Tracy Lefebvre
Coaching Individuals with ADHD
Student: Master of Positive Psychology – Coaching Track
December 2020

Tracy Lefebvre relocated to Georgia six years ago with her husband and two kids and is currently earning her Master of Science in Positive Psychology degree with a concentration in Coaching Psychology at Life University’s College of Online Education. She is a neurofeedback technician and was looking for a master’s program to supplement that.

“After taking the classes, I realized coaching was a real option as a career change,” Lefebvre explains. “So, my intention now is to marry my experience to continue coaching specifically in a niche with individuals who have ADHD.”

Lefebvre had been looking for a master’s program for a while. “I had taken a few classes here and there, but I really wanted a degree that would help me personally and professionally,” she recalls. “I didn’t just want a degree to check the ‘master’s degree’ box, so that is what brought me to LIFE, when I found their Master of [Science in] Positive Psychology program.”

Lefebvre has really enjoyed her time at LIFE. “The program not only helps us understand the psychological background of coaching, but also trains us to be ready to take our ICF certification,” she says, referring to the International Coaching Federation. “What I like about the program is that it isn’t just theoretical and book learning, but it also combines practical knowledge that you can start using right away in your personal and professional life.”

One of the classes that Positive Psychology students take is Research Methods and Statistics, which includes a required research paper. Lefebvre chose to explore the difference between “flow” and “hyper focus,” and why flow is considered a good thing when someone is neurotypical.

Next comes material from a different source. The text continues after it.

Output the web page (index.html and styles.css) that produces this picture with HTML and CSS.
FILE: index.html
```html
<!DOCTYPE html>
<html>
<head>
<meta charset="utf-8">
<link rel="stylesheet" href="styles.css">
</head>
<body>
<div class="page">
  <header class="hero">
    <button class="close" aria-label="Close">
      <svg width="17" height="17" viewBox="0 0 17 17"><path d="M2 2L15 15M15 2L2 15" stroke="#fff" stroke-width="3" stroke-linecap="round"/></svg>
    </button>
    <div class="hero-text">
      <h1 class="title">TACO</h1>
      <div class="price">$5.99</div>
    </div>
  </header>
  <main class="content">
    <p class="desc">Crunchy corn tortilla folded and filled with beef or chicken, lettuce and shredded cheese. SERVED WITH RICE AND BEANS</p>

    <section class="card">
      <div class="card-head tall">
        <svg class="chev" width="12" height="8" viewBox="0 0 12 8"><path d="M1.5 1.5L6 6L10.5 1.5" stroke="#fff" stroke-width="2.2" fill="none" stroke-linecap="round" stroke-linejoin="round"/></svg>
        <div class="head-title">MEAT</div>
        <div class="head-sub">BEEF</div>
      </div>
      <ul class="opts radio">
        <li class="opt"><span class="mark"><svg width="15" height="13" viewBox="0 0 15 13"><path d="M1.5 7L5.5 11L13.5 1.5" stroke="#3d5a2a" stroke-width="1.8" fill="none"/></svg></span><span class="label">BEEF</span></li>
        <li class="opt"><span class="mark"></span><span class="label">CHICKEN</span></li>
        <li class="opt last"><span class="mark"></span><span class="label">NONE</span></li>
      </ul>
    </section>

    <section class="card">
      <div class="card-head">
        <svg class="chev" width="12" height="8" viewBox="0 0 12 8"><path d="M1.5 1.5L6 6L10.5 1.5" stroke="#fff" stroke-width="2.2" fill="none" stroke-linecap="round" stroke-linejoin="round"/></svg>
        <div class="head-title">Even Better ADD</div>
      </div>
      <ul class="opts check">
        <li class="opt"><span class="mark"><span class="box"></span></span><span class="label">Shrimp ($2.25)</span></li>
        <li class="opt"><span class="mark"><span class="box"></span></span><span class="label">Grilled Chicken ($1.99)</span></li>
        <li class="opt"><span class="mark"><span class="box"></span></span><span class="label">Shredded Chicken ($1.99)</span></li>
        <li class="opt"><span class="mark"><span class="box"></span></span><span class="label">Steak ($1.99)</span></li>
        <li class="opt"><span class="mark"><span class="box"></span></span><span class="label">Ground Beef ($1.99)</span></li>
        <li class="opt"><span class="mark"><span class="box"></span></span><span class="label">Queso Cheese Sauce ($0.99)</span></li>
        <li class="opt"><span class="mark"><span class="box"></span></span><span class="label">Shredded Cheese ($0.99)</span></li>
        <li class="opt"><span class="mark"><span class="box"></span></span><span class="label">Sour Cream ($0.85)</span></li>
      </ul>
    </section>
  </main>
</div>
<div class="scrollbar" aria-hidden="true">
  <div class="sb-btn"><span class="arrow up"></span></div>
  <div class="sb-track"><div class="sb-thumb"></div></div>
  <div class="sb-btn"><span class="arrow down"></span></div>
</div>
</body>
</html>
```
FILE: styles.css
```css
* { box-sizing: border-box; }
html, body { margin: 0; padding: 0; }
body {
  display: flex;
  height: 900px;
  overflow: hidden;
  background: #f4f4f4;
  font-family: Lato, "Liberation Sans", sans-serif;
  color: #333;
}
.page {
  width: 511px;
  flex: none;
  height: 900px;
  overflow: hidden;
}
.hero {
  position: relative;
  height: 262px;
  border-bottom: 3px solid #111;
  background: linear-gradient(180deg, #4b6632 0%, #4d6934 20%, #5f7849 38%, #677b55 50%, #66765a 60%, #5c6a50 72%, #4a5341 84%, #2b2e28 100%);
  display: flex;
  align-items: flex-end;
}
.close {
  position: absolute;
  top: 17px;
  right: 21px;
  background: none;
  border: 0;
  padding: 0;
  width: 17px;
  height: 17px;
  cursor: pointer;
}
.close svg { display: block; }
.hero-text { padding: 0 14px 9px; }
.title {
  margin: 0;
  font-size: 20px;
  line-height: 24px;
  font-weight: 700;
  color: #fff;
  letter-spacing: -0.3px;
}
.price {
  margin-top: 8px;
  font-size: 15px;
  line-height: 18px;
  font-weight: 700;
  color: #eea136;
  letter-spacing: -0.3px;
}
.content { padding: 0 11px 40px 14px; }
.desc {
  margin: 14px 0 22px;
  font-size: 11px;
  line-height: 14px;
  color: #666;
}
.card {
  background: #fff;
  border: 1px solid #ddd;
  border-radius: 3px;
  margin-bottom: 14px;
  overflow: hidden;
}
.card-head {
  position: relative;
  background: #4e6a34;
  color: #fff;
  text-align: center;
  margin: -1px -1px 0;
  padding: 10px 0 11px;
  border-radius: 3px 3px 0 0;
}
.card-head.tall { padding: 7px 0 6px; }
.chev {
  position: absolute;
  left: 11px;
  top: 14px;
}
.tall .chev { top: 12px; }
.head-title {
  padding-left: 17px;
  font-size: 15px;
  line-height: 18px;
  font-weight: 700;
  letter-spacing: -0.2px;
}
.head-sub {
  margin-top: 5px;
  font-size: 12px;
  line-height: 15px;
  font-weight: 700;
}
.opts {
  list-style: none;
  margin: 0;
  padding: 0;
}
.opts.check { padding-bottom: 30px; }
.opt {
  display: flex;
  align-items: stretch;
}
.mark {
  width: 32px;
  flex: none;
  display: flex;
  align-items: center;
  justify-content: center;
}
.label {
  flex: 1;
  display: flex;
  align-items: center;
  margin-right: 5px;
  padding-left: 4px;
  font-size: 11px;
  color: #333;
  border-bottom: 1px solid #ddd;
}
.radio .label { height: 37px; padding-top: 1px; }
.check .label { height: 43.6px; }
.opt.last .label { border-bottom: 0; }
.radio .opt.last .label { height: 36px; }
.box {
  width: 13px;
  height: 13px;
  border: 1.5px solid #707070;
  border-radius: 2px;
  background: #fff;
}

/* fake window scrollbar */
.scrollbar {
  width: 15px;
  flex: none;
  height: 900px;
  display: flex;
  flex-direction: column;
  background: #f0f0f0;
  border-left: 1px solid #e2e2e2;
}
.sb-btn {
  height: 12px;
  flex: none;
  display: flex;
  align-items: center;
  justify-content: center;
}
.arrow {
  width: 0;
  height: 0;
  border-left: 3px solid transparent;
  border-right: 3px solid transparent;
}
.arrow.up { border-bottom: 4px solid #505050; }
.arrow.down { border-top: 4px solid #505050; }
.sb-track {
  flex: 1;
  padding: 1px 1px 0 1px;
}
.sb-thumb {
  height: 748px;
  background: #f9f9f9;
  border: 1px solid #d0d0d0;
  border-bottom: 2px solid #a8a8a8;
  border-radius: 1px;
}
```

However, when a person has ADHD and experiences hyper focus, it is seen as a negative trait.

“My professors were so impressed with my paper that they asked if I wanted to take it a step further and do a research project,” she says. “So, that’s when I applied for the Research, Innovation, Service and Education (RISE) scholarship to explore the nuance between the two.” Lefebvre was accepted and is now doing that research to add to her capstone, the final project which incorporates everything she has learned during the entire degree program.

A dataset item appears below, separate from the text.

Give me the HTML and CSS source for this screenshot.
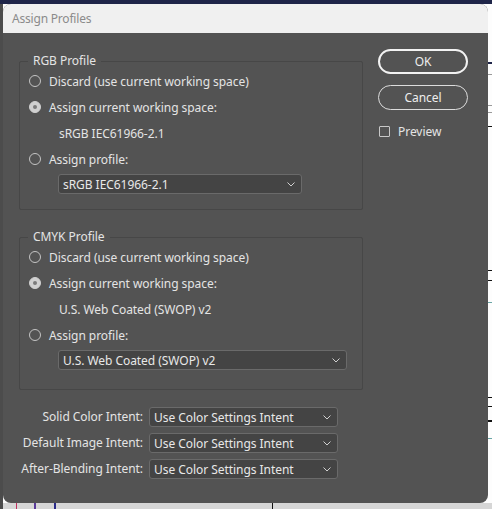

Lefebvre feels like she found Lasting Purpose at LIFE. “It helped me focus all of the things that I had been doing with self-study and courses here and there, and LIFE helped encapsulate it all into my passion. I don’t think I could have done it without the degree.”

She suggests that all students, especially those in LIFE’s College of Online Education, make an effort to build relationships with their fellow classmates. “It can be a little hard when you’re virtual, and our current situation is difficult for the residencies, but really lean into that buddy coaching,” Lefebvre says. “Really connect outside of the virtual classroom because you never know where those connections will lead.”